For oral argument on this motion, the Court will require Mr. Bowman to address the following:

 

1.      Did Mr. Bowman, as counsel or record, sign the discovery responses?

2.      Did Mr. Bowman, as counsel of record, have the responsive documents sequentially numbered by Bates stamp, digital equivalent of Bates stamping, or some other method?

3.      Explain why the responsive documents with a proof of service were not attached to the Opposition, given the severity of sanctions sought? 

4.      Why were the discovery responses and the production of documents not served on defense counsel by email? 

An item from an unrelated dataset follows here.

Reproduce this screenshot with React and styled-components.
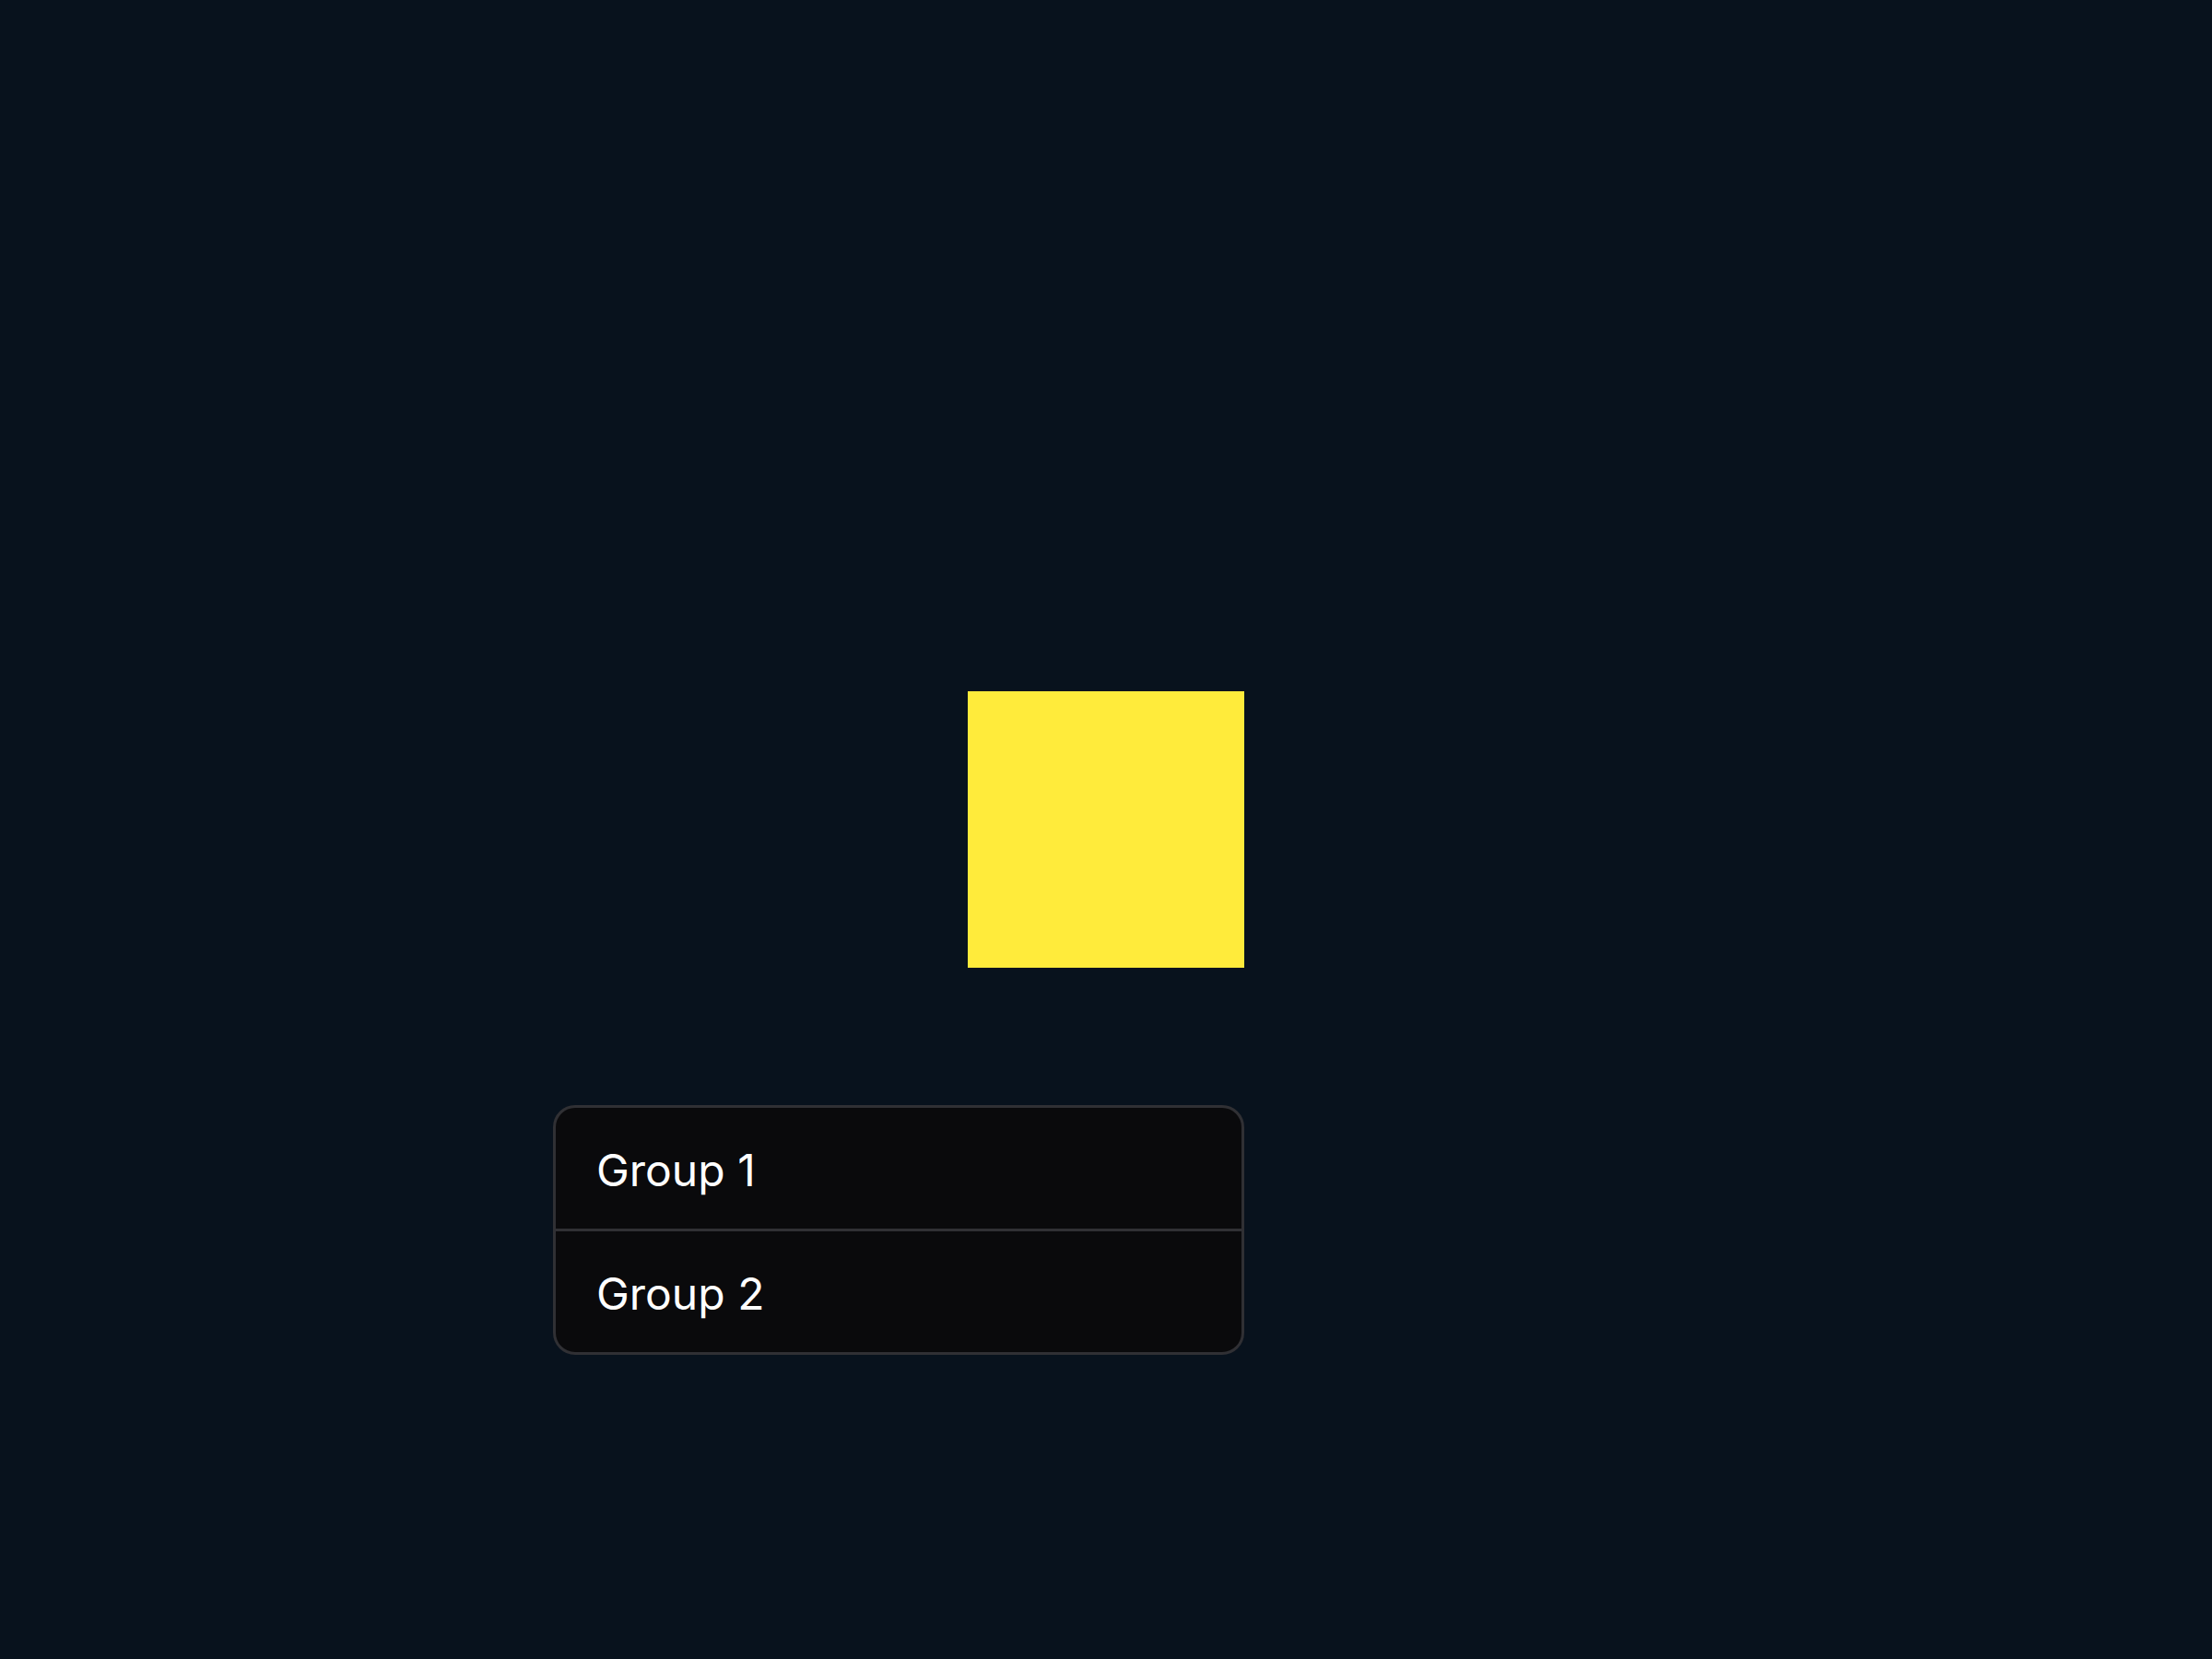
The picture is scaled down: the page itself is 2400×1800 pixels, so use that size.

5.      Is there a proof of service for the November 2023 production of documents?

6.      Does the verified written response to the RFP specify, by Bates number or otherwise, which documents are responsive to which Request?

7.      What proof of payment of the monetary sanctions can counsel of record provide here?

8.      Should the Court vacate or continue the trial date until full compliance with Judge Jaskol’s prior orders can be established?